- _Data excerpt_:

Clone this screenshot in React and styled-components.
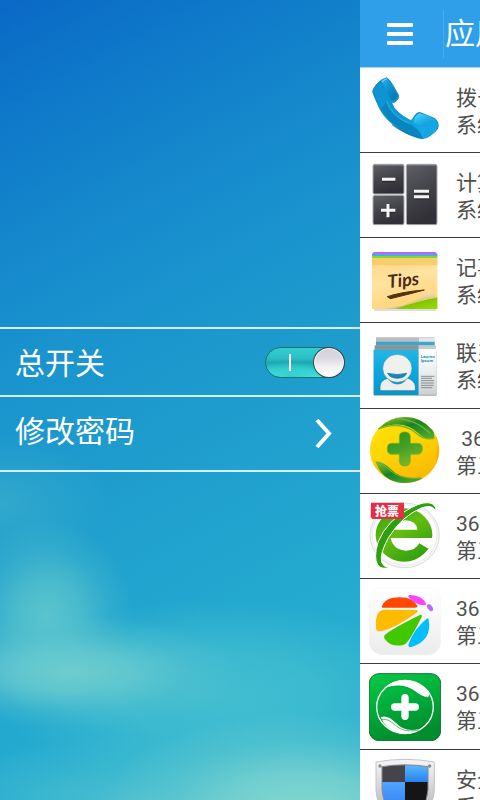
import React, { useState } from "react";
import styled, { createGlobalStyle } from "styled-components";

const GlobalStyle = createGlobalStyle`
  *, *::before, *::after { box-sizing: border-box; }
  body {
    margin: 0;
    background: #fff;
    font-family: Roboto, "Noto Sans CJK SC", sans-serif;
  }
`;

const Screen = styled.div`
  display: grid;
  grid-template-columns: 3fr 1fr;
  height: 100vh;
  overflow: hidden;
`;

const Drawer = styled.aside`
  display: flex;
  flex-direction: column;
  justify-content: center;
  min-width: 0;
  padding-bottom: 1px;
  background:
    radial-gradient(ellipse 56% 12% at 84% 101%, #82d6ce 0%, #7ad3cfdd 35%, #6accd066 70%, #6accd000 100%),
    radial-gradient(ellipse 48% 7% at 20% 84%, #6dccce 0%, #68cacfcc 35%, #5ac4ce55 70%, #5ac4ce00 100%),
    radial-gradient(ellipse 24% 12% at 13% 77%, #60c8cde6 0%, #5cc5ccaa 40%, #5ac4ca44 70%, #5ac4ca00 100%),
    radial-gradient(ellipse 60% 12% at 60% 87%, #4ac2cfcc 0%, #4ac2cf99 45%, #4ac2cf00 100%),
    radial-gradient(ellipse 60% 8% at 40% 100%, #55c3cfcc 0%, #55c3cf00 100%),
    radial-gradient(ellipse 30% 9% at 0% 63%, #42b2cc88 0%, #42b2cc00 100%),
    linear-gradient(152deg, #0a68c6 0%, #0e78c9 12%, #1588cc 26%, #1a93ce 38%, #1e9ccd 52%, #22a6cf 70%, #26aed0 85%, #2aafcf 100%);
`;

const Settings = styled.div`
  border-top: 2px solid #d6edf6;
`;

const SettingRow = styled.div`
  display: flex;
  align-items: center;
  justify-content: space-between;
  height: ${(p) => (p.$tall ? 75 : 68)}px;
  padding: 0 15px;
  border-bottom: 2px solid #d6edf6;
  color: #fff;
  font-size: 30px;
`;

const SettingButton = styled(SettingRow).attrs({ as: "button", type: "button" })`
  width: 100%;
  padding-right: 28px;
  border-width: 0 0 2px;
  background: none;
  font-family: inherit;
  text-align: left;
  cursor: pointer;
`;

const SettingLabel = styled.label`
  align-self: flex-start;
  line-height: 70px;
  cursor: pointer;
`;

const Switch = styled.input.attrs({ type: "checkbox", role: "switch" })`
  appearance: none;
  display: flex;
  flex-direction: ${(p) => (p.checked ? "row" : "row-reverse")};
  align-items: center;
  justify-content: space-between;
  width: 80px;
  height: 31px;
  margin: 0;
  padding: ${(p) => (p.checked ? "0 0 0 23px" : "0 23px 0 0")};
  border: 1px solid #147568;
  border-radius: 16px;
  background: ${(p) =>
    p.checked
      ? "radial-gradient(ellipse 30px 14px at 26px 28px, #35cfd2 0%, #35cfd200 100%), linear-gradient(#35cdd0 0%, #2bbfc5 35%, #1fa7b2 50%, #34ced0 75%, #42e5e3 100%)"
      : "linear-gradient(#9aa, #cdd)"};
  cursor: pointer;

  &::before {
    content: "";
    width: 2px;
    height: 17px;
    background: #fff;
  }

  &::after {
    content: "";
    width: 32px;
    height: 31px;
    margin: 0 -1px;
    border: 1px solid #37474b;
    border-radius: 50%;
    background: linear-gradient(#d5d0da 0%, #dcd8e0 35%, #f2f1f3 65%, #fff 100%);
    box-shadow: inset 0 0 0 1px #f4f4f6;
  }
`;

const AppPanel = styled.main`
  min-width: 0;
  overflow: hidden;
  background: #fff;
  white-space: nowrap;
`;

const TopBar = styled.header`
  display: flex;
  align-items: center;
  gap: 1px;
  height: 68px;
  border-bottom: 1px solid #a9d8f5;
  background: #2e9fe8;
`;

const MenuButton = styled.button`
  display: flex;
  flex: none;
  align-items: center;
  justify-content: center;
  width: 84px;
  height: 48px;
  padding: 0 4px 0 0;
  border: 0;
  border-right: 1px solid #49acec;
  background: none;
  cursor: pointer;
`;

const Title = styled.h1`
  margin: 0;
  color: #fff;
  font-size: 30px;
  font-weight: 400;
  line-height: 40px;
`;

const AppList = styled.ul`
  margin: 0;
  padding: 0;
  list-style: none;
`;

const AppRow = styled.li`
  display: flex;
  align-items: center;
  gap: 15px;
  height: 85px;
  padding-left: 9px;
  border-bottom: 1px solid #3c3c40;

  &:nth-child(4n) { height: 86px; }

  svg { flex: none; }
`;

const AppText = styled.div`
  padding-top: 3px;
  color: #505050;
  font-size: 21px;
  line-height: 27px;
  white-space: pre;
`;

const AppIcon = ({ y, children }) => (
  <svg width="72" height="68" viewBox={`27 ${y} 216 204`} aria-hidden="true">
    {children}
  </svg>
);

const Stops = ({ id, colors, x2 = 0, y2 = 1 }) => (
  <linearGradient id={id} x1="0" y1="0" x2={x2} y2={y2}>
    {colors.map((c, i) => (
      <stop key={i} offset={i / (colors.length - 1)} stopColor={c} />
    ))}
  </linearGradient>
);

const PhoneIcon = () => (
  <AppIcon y={228}>
    <defs>
      <Stops id="ph" colors={["#0b8fcb", "#0a9ad8", "#18b2ee"]} x2={1} />
      <Stops id="ph2" colors={["#22b6ea", "#0d8cc8", "#0872ac"]} x2={1} />
      <Stops id="ph3" colors={["#5fd6fa", "#22b2ea", "#0e8fce"]} x2={0.8} />
    </defs>
    <path d="M38 276 Q38 267 48 255 Q65 235 80 233 Q87 236 98 254 L116 286 Q118 294 111 301 Q104 309 95 309 Q105 337 150 361 Q156 363 161 352 Q169 337 179 337 L224 355 Q236 365 235 377 Q235 389 216 403 Q199 417 186 416 Q153 411 116 386 Q78 361 60 328 Q45 297 38 276Z" fill="url(#ph)" stroke="#0879b4" strokeWidth="2" />
    <path d="M66 246 Q73 236 81 237 Q90 244 112 284 Q115 293 104 299 Q96 304 91 298Z" fill="url(#ph2)" />
    <path d="M41 272 Q56 252 66 246 L91 298 Q84 306 76 303 L56 306Z" fill="#0e94d0" />
    <path d="M66 246 Q74 236 81 237" fill="none" stroke="#62d4f6" strokeWidth="4" />
    <path d="M80 303 Q92 348 146 371 Q176 383 188 412 Q150 405 116 384 Q82 360 64 328Z" fill="#0a84bf" />
    <path d="M80 303 Q92 346 146 370" fill="none" stroke="#30b6e6" strokeWidth="3" />
    <path d="M178 340 Q163 347 161 368 L196 382 Q203 365 228 360 Q219 350 178 340Z" fill="url(#ph3)" />
    <path d="M196 383 Q205 364 231 363 Q236 378 218 397 Q204 409 190 412Z" fill="#15a5e2" />
    <path d="M96 374 Q130 400 186 414" fill="none" stroke="#066799" strokeWidth="4" opacity=".6" />
  </AppIcon>
);

const CalcIcon = () => (
  <AppIcon y={33}>
    <defs><Stops id="ca" colors={["#606067", "#45454c", "#303036"]} x2={0.3} /></defs>
    <g fill="url(#ca)" stroke="#a9a9ad" strokeWidth="3">
      <rect x="39" y="43" width="93" height="89" rx="5" />
      <rect x="39" y="136" width="93" height="88" rx="5" />
      <rect x="139" y="43" width="92" height="181" rx="5" />
    </g>
    <path d="M42 46H129M142 46H228" stroke="#77777e" strokeWidth="3" />
    <path d="M67 92H105M65 185H106M87 163V205M163 128H207M163 144H207" stroke="#18181c" strokeWidth="9" opacity=".5" />
    <path d="M66 88H106M63 181H106M84 162V202M162 124H207M162 140H207" stroke="#f5f5f5" strokeWidth="9" />
  </AppIcon>
);

const ScriptText = styled.text`
  font-family: Lato, sans-serif;
  font-size: 54px;
  font-style: italic;
  font-weight: 700;
`;

const TipsIcon = () => (
  <AppIcon y={288}>
    <defs>
      <Stops id="ti" colors={["#ffd983", "#ffe3a0", "#ffd57c"]} x2={0.3} />
      <Stops id="ti2" colors={["#fff8e2", "#f0dca6", "#c4aa6e"]} x2={0.6} />
      <Stops id="ti3" colors={["#69b000", "#9bdb00"]} x2={1} />
    </defs>
    <path d="M42 480H229" stroke="#b7b7b7" strokeWidth="5" opacity=".6" />
    <path d="M36 316Q36 306 46 306H223Q232 307 232 316Z" fill="#bd65ee" />
    <path d="M36 312H232V320H36Z" fill="#48aaf0" />
    <path d="M36 318H232V326H36Z" fill="#8cd32a" />
    <path d="M36 325H232V477H36Z" fill="url(#ti)" />
    <path d="M36 325H232V346H36Z" fill="#f7c660" opacity=".7" />
    <path d="M100 477Q170 455 232 441V477Z" fill="url(#ti3)" />
    <path d="M72 476Q165 465 207 422L232 443Q165 452 106 477Z" fill="url(#ti2)" />
    <ScriptText x="85" y="414" fill="#4b2915" transform="rotate(-6 85 414)">Tips</ScriptText>
    <path d="M82 440Q127 425 193 420Q146 433 91 446Z" fill="#55310f" stroke="#55310f" strokeWidth="3" />
  </AppIcon>
);

const TinyText = styled.text`
  font-family: "Open Sans", sans-serif;
  font-size: 12px;
  font-weight: 700;
`;

const ContactsIcon = () => (
  <AppIcon y={34}>
    <defs>
      <Stops id="co" colors={["#24b5e4", "#0ba8dc", "#0797ca"]} />
      <Stops id="co2" colors={["#fff", "#eceeee", "#cbd0d2"]} />
    </defs>
    <path d="M48 50H223V86H48Z" fill="#b9bdc0" />
    <path d="M48 63H224V74H48Z" fill="#39a9cb" />
    <path d="M44 74H176V88H44Z" fill="#8c9295" />
    <path d="M176 74H228V88H176Z" fill="#c6cacc" />
    <path d="M177 51H223V63H177Z" fill="#e2e5e6" />
    <rect x="41" y="87" width="189" height="138" rx="3" fill="#a4a9aa" />
    <path d="M41 87H176V223H41Z" fill="url(#co)" />
    <path d="M176 85H230V222H176Z" fill="url(#co2)" />
    <path d="M60 210V199Q59 179 85 172Q93 189 112 190Q131 190 141 171Q165 180 166 197V210Z" fill="#eeeeec" stroke="#087caa" strokeWidth="2" />
    <ellipse cx="112" cy="143" rx="44" ry="42" fill="#f0f0ee" stroke="#3092b6" strokeWidth="2" />
    <path d="M83 158Q112 165 140 158Q135 172 112 173Q89 172 83 158Z" fill="#0d8cbf" stroke="#176181" strokeWidth="2" />
    <TinyText x="182" y="112" fill="#168db4">Lauren</TinyText>
    <TinyText x="182" y="124" fill="#168db4">Ipsum</TinyText>
    <path d="M183 167H223M183 173H216M183 180H222M183 187H222M183 194H221M183 201H217" stroke="#8b8d8e" strokeWidth="3" />
  </AppIcon>
);

const GuardIcon = () => (
  <AppIcon y={291}>
    <defs>
      <Stops id="gu" colors={["#ffec15", "#ffd600", "#f69e00"]} x2={0.5} />
      <Stops id="gu2" colors={["#91c72e", "#188326", "#4caa29"]} x2={0.8} />
      <Stops id="gu3" colors={["#2f8f22", "#3f9f26", "#74b52c"]} x2={0.4} />
    </defs>
    <ellipse cx="134" cy="390" rx="104" ry="99" fill="url(#gu)" />
    <path d="M31 386Q49 329 102 319Q139 314 170 342Q201 371 234 358L228 430Q205 483 156 485Q117 487 80 441Q60 415 33 425Z" fill="#ffd707" opacity=".5" />
    <path d="M56 325Q88 292 136 291Q184 291 218 331Q225 342 221 355Q198 362 174 339Q132 296 56 325Z" fill="url(#gu2)" />
    <path d="M54 327Q122 302 165 337Q196 365 224 353" fill="none" stroke="#79b72a" strokeWidth="4" />
    <path d="M106 295Q167 297 210 340" fill="none" stroke="#6db53c" strokeWidth="4" />
    <path d="M46 424Q67 422 92 447Q127 484 190 474Q154 495 110 486Q65 476 46 424Z" fill="url(#gu2)" />
    <path d="M49 428Q70 430 94 454Q126 480 183 474" fill="none" stroke="#6fad30" strokeWidth="4" />
    <path d="M118 350Q118 337 131 336H137Q151 337 151 351V370H174Q187 371 187 383V390Q186 402 174 403H151V423Q150 437 138 438H130Q118 436 118 423V403H95Q82 402 82 389V383Q83 370 96 370H118Z" fill="url(#gu3)" stroke="#78b31d" strokeWidth="2" />
  </AppIcon>
);

const BadgeText = styled.text`
  font-family: "Noto Sans CJK SC", sans-serif;
  font-size: 36px;
  font-weight: 900;
`;

const BrowserIcon = () => (
  <AppIcon y={36}>
    <defs><Stops id="br" colors={["#2f9f10", "#66bd10", "#2f9f10"]} x2={0.7} /></defs>
    <ellipse cx="134" cy="136" rx="104" ry="97" fill="#f5f5f5" stroke="#ddd" strokeWidth="3" />
    <ellipse cx="134" cy="135" rx="97" ry="90" fill="#fff" stroke="#e5e5e5" strokeWidth="2" />
    <ellipse cx="132" cy="135" rx="85" ry="80" fill="url(#br)" />
    <path d="M101 119Q105 92 136 91Q169 92 172 119Z" fill="#fff" />
    <path d="M92 144H226L205 176L178 160Q166 182 138 182Q100 180 92 144Z" fill="#fff" />
    <path d="M228 65Q231 51 217 41Q194 31 154 53Q81 89 54 157Q40 203 53 225Q64 240 91 232Q71 233 65 216Q59 190 86 142Q126 78 184 54Q218 41 228 65Z" fill="#2f9f10" stroke="#fff" strokeWidth="3" />
    <path d="M33 38H132V81L127 87H38L32 82Z" fill="#e62d44" />
    <BadgeText x="45" y="77" fill="#fff">抢票</BadgeText>
  </AppIcon>
);

const FanIcon = () => (
  <AppIcon y={291}>
    <defs><Stops id="fa" colors={["#fff", "#f7f7f7", "#ebebeb"]} /></defs>
    <rect x="28" y="292" width="214" height="202" rx="38" fill="url(#fa)" stroke="#f0f0f0" />
    <path d="M65 350Q75 322 119 322Q161 322 173 349Q172 353 165 353H70Q65 353 65 350Z" fill="#ff4900" />
    <path d="M145 320Q143 314 152 315Q187 317 198 340Q199 346 192 346Q167 345 145 320Z" fill="#ff42fb" />
    <ellipse cx="210" cy="353" rx="7" ry="12" transform="rotate(-36 210 353)" fill="#bd6cff" />
    <path d="M53 372Q60 357 90 359L170 360Q175 362 172 367Q93 423 56 424Q49 424 48 414Q46 385 53 372Z" fill="#ffbb00" />
    <path d="M73 437Q84 422 181 374Q187 373 185 381Q146 460 132 464Q93 474 74 446Q71 441 73 437Z" fill="#42c800" />
    <path d="M200 386Q205 383 206 390Q217 450 155 471Q142 472 146 461Q161 418 200 386Z" fill="#00bfff" />
  </AppIcon>
);

const DoctorIcon = () => (
  <AppIcon y={36}>
    <defs><Stops id="do" colors={["#08c945", "#00ad3b", "#008d2d"]} x2={0.3} /></defs>
    <rect x="28" y="38" width="214" height="201" rx="29" fill="url(#do)" stroke="#117431" strokeWidth="3" />
    <ellipse cx="135" cy="138" rx="85" ry="80" fill="none" stroke="#fff" strokeWidth="4" />
    <path d="M72 82Q96 58 135 58Q177 59 206 90Q211 99 204 109Q189 109 166 91Q127 61 72 82Z" fill="#fff" />
    <path d="M81 80Q129 66 165 95Q187 112 202 108" fill="none" stroke="#00a43a" strokeWidth="2" />
    <path d="M62 169Q81 160 108 186Q137 218 188 201Q157 223 118 217Q79 208 62 169Z" fill="#fff" />
    <path d="M66 175Q84 172 106 193Q132 217 178 207" fill="none" stroke="#00a43a" strokeWidth="2" />
    <path d="M135 110V166M104 138H166" stroke="#fff" strokeWidth="22" strokeLinecap="round" />
  </AppIcon>
);

const ShieldIcon = () => (
  <AppIcon y={294}>
    <defs>
      <Stops id="sh" colors={["#f6f6f6", "#ceced2", "#a6a6ab"]} />
      <Stops id="sh2" colors={["#53a2ff", "#1a6fea"]} />
      <Stops id="sh3" colors={["#65bbff", "#2383ef"]} />
      <clipPath id="shield"><path d="M66 320Q135 309 204 320V390Q201 450 135 486Q69 448 66 390Z" /></clipPath>
    </defs>
    <path d="M48 306Q135 290 223 306V391Q220 459 135 497Q51 459 48 391Z" fill="url(#sh)" stroke="#c4c4c8" strokeWidth="3" />
    <g clipPath="url(#shield)">
      <path d="M60 310H135V366H60Z" fill="#444449" />
      <path d="M135 310H210V366H135Z" fill="url(#sh3)" />
      <path d="M60 366H135V490H60Z" fill="url(#sh2)" />
      <path d="M135 366H210V490H135Z" fill="#151518" />
    </g>
    <path d="M66 320Q135 309 204 320V390Q201 450 135 486Q69 448 66 390Z" fill="none" stroke="#88888c" strokeWidth="3" />
    <circle cx="60" cy="318" r="5" fill="#8a8a8e" />
    <circle cx="209" cy="318" r="5" fill="#8a8a8e" />
  </AppIcon>
);

const APPS = [
  { icon: PhoneIcon, name: "拨号", kind: "系统" },
  { icon: CalcIcon, name: "计算", kind: "系统" },
  { icon: TipsIcon, name: "记事", kind: "系统" },
  { icon: ContactsIcon, name: "联系", kind: "系统" },
  { icon: GuardIcon, name: " 360", kind: "第三" },
  { icon: BrowserIcon, name: "360", kind: "第三" },
  { icon: FanIcon, name: "360", kind: "第三" },
  { icon: DoctorIcon, name: "360", kind: "第三" },
  { icon: ShieldIcon, name: "安全", kind: "系统" },
];

export default function App() {
  const [enabled, setEnabled] = useState(true);

  return (
    <>
      <GlobalStyle />
      <Screen>
        <Drawer>
          <Settings>
            <SettingRow>
              <SettingLabel htmlFor="master-switch">总开关</SettingLabel>
              <Switch
                id="master-switch"
                checked={enabled}
                onChange={(e) => setEnabled(e.target.checked)}
              />
            </SettingRow>
            <SettingButton $tall>
              <SettingLabel as="span">修改密码</SettingLabel>
              <svg width="17" height="31" viewBox="0 0 17 31" fill="none" aria-hidden="true">
                <path d="M2 2L14 15.500L2 29" stroke="#fff" strokeWidth="4" />
              </svg>
            </SettingButton>
          </Settings>
        </Drawer>
        <AppPanel>
          <TopBar>
            <MenuButton type="button" aria-label="菜单">
              <svg width="26" height="22" viewBox="0 0 26 22" aria-hidden="true">
                <g fill="#fff">
                  <rect width="26" height="4" rx="1" />
                  <rect y="9" width="26" height="4" rx="1" />
                  <rect y="18" width="26" height="4" rx="1" />
                </g>
              </svg>
            </MenuButton>
            <Title>应用</Title>
          </TopBar>
          <AppList>
            {APPS.map(({ icon: Icon, name, kind }, i) => (
              <AppRow key={i}>
                <Icon />
                <AppText>
                  <div>{name}</div>
                  <div>{kind}</div>
                </AppText>
              </AppRow>
            ))}
          </AppList>
        </AppPanel>
      </Screen>
    </>
  );
}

- _The request_:
Which lines contain the word "components"? Return each of them.

- _Correct output_:
Clone this screenshot in React and styled-components.
import styled, { createGlobalStyle } from "styled-components";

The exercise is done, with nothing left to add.